STAY CALM AND SNUGGLE DOWN

Cozy up and get under the covers. “Calm,” is an app for your computer or phone and helps you fall asleep by telling you bedtime stories or providing music, nature sounds, and meditation lessons. We feel sleepy just talking about it.

Their latest story is a Grimm’s Fairy Tale that claims to be the first one ever produced by artificial intelligence. It puts robots to sleep. Besides that, there are 80 stories written by actual humans. New ones come out almost every week. A couple of those are narrated by Stephen Fry, who played the helpful butler “Jeeves” in the “Jeeves and Wooster” TV series. We listened to “Blue Gold,” about the lavender trade. The only way it could have been calmer was by adding the scent.

Though most of the stories were new to us, there are also classics, such as “The Velveteen Rabbit,” “The Wind and the Willows,” “Sleeping Beauty,” and a scene from “Midsummer Night’s Dream.” An item called “Ferris Bueller’s Teacher” is narrated by Ben Stein, the guy who played the economics teacher in the movie “Ferris Bueller’s Day Off.” He reads Adam Smith’s “The Wealth of Nations.” That should put you under.

There’s a free trial at Calm.com/trial. After 21 days, it’s $60 a year.

Locked Out

A reader says she couldn’t remember the log-in for her old Windows computer. In other words, she’s locked out. Here’s a way to get back in:

If you do a Google search on “what to do if you forget your Microsoft user name or password,” you’ll get a link to reset it. There’s only one problem: what if you didn’t set up a free Microsoft account? In that case, you can return your computer back to where it was the day you bought it by using the recovery software built into Windows.

Our reader has a Toshiba laptop, so we searched the web for “Toshiba recovery mode” and it came right up. In every case, recovery is just a matter of turning on the machine and holding down some key until the screen changes to recovery mode. Search on “recovery mode” and your brand of computer to find instructions online.  Of course, this wipes out any photos or files. But that should be no problem: you backed up all that stuff to a thumb drive on a regular basis, right?

What if it’s your phone you’re locked out of? (Another reader problem.) The solution? Reset it. For LG phones, turn off the phone first. Then hold down the power button, the home button and the volume down. Then follow the on-screen instructions. For other phones, look up “reset” and your phone’s make and model. Resetting a phone makes it happier and more content.

Multi-Tasker Heaven

After almost every column we turn in, Joy turns to Bob and says, “Wait, we forgot to mention something!” Of course, we forgot to mention something, that verifies that we’re human. To indulge her, we’ll tell you something we forgot to put in last time. It has to do with browsing the web with the new version of “Opera,” a rival to Internet Explorer, Edge, Safari, Firefox, Google Chrome and other browsers.

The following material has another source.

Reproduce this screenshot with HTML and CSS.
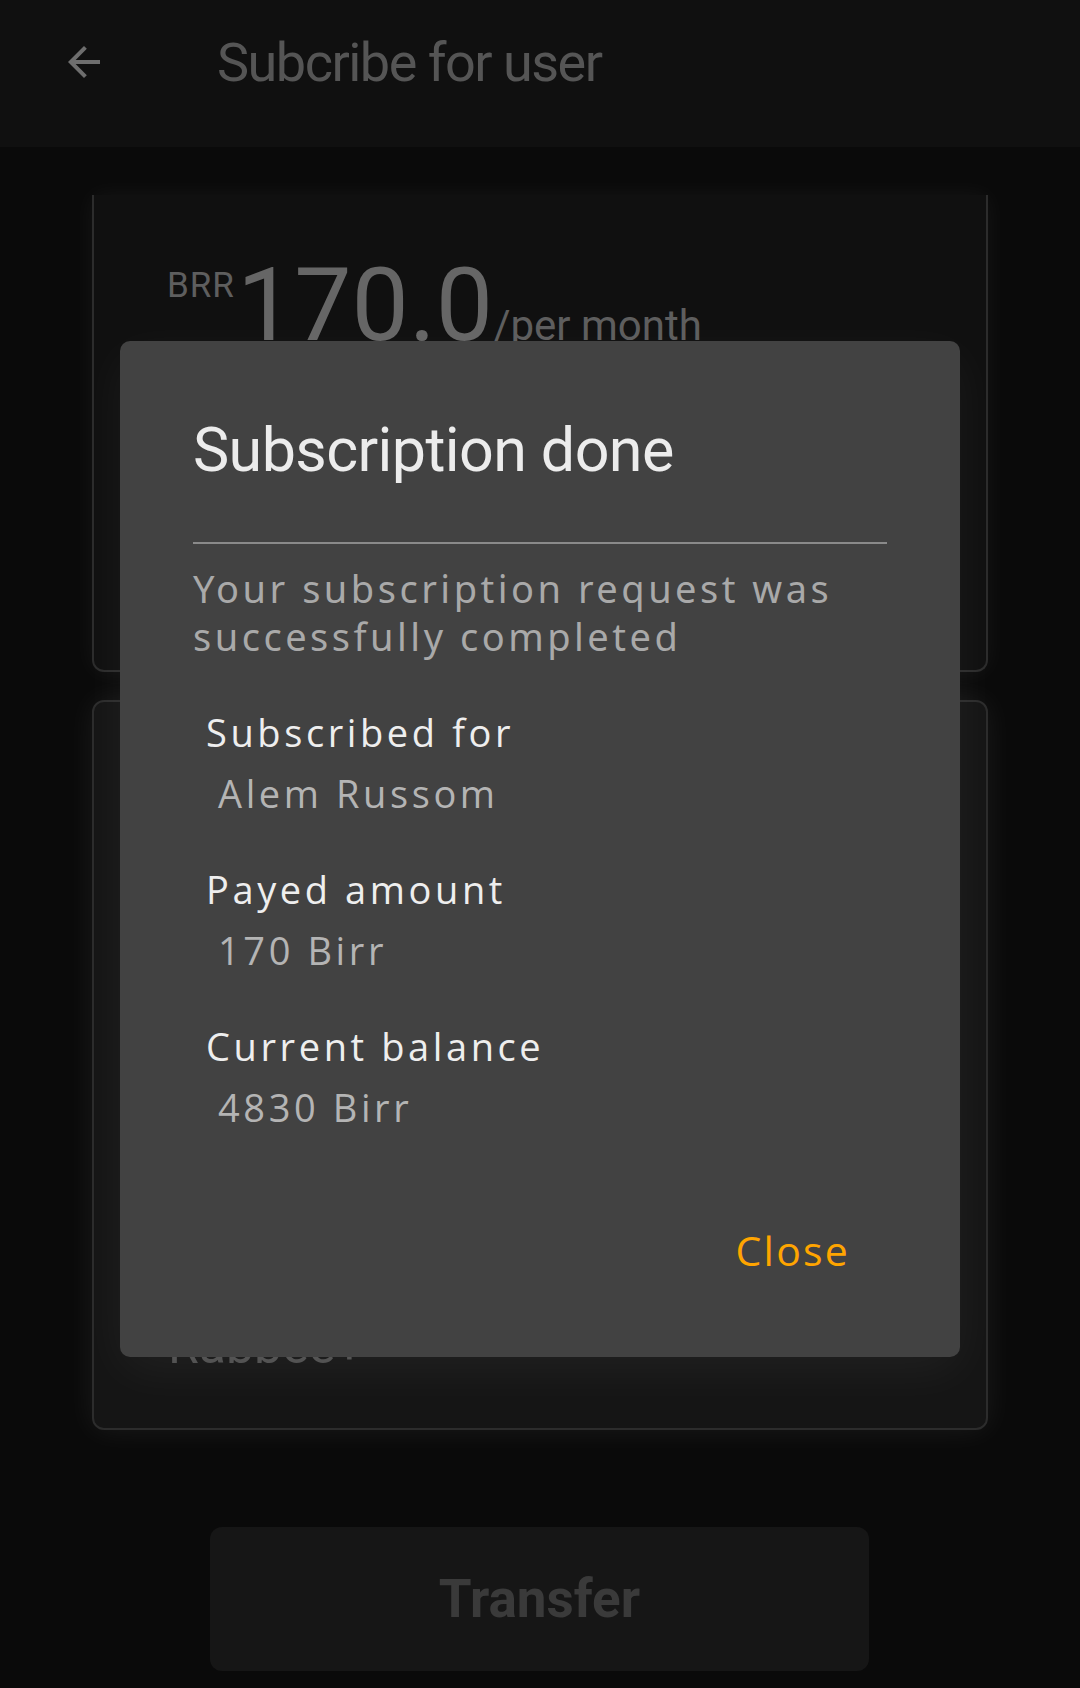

The Opera web browser lets you watch videos in a mini-window while you continue to work on your computer. That’s multi-tasker heaven. At this moment, Joy is watching a video about the “Holistic Holiday at Sea,” a vegan cruise. Normal people might watch a ball game or golf. She can do this while working on a Word document. Bob can’t do this because he has to focus on the column.

After you enable “video pop out” in settings, you’ll see a tiny icon at the top of any online video. Clicking it pops the video out into a small window that floats over the screen. It remains visible whatever you’re viewing or working on.

Dumping Magic Jack

We loved the idea of Magic Jack: You can use your old landline phone for only $39 a year. But it had one major annoyance: most of the time, the line was dead.

That wasn’t quite as bad as it sounds, because we had calls automatically forwarded to our smartphone. It blocked all spammers after we installed the free “TrueCaller” app. We returned to a service called Vonage, which costs $21 a month with taxes. That’s a lot more than Magic Jack, but at least the line never goes dead and the call quality is better.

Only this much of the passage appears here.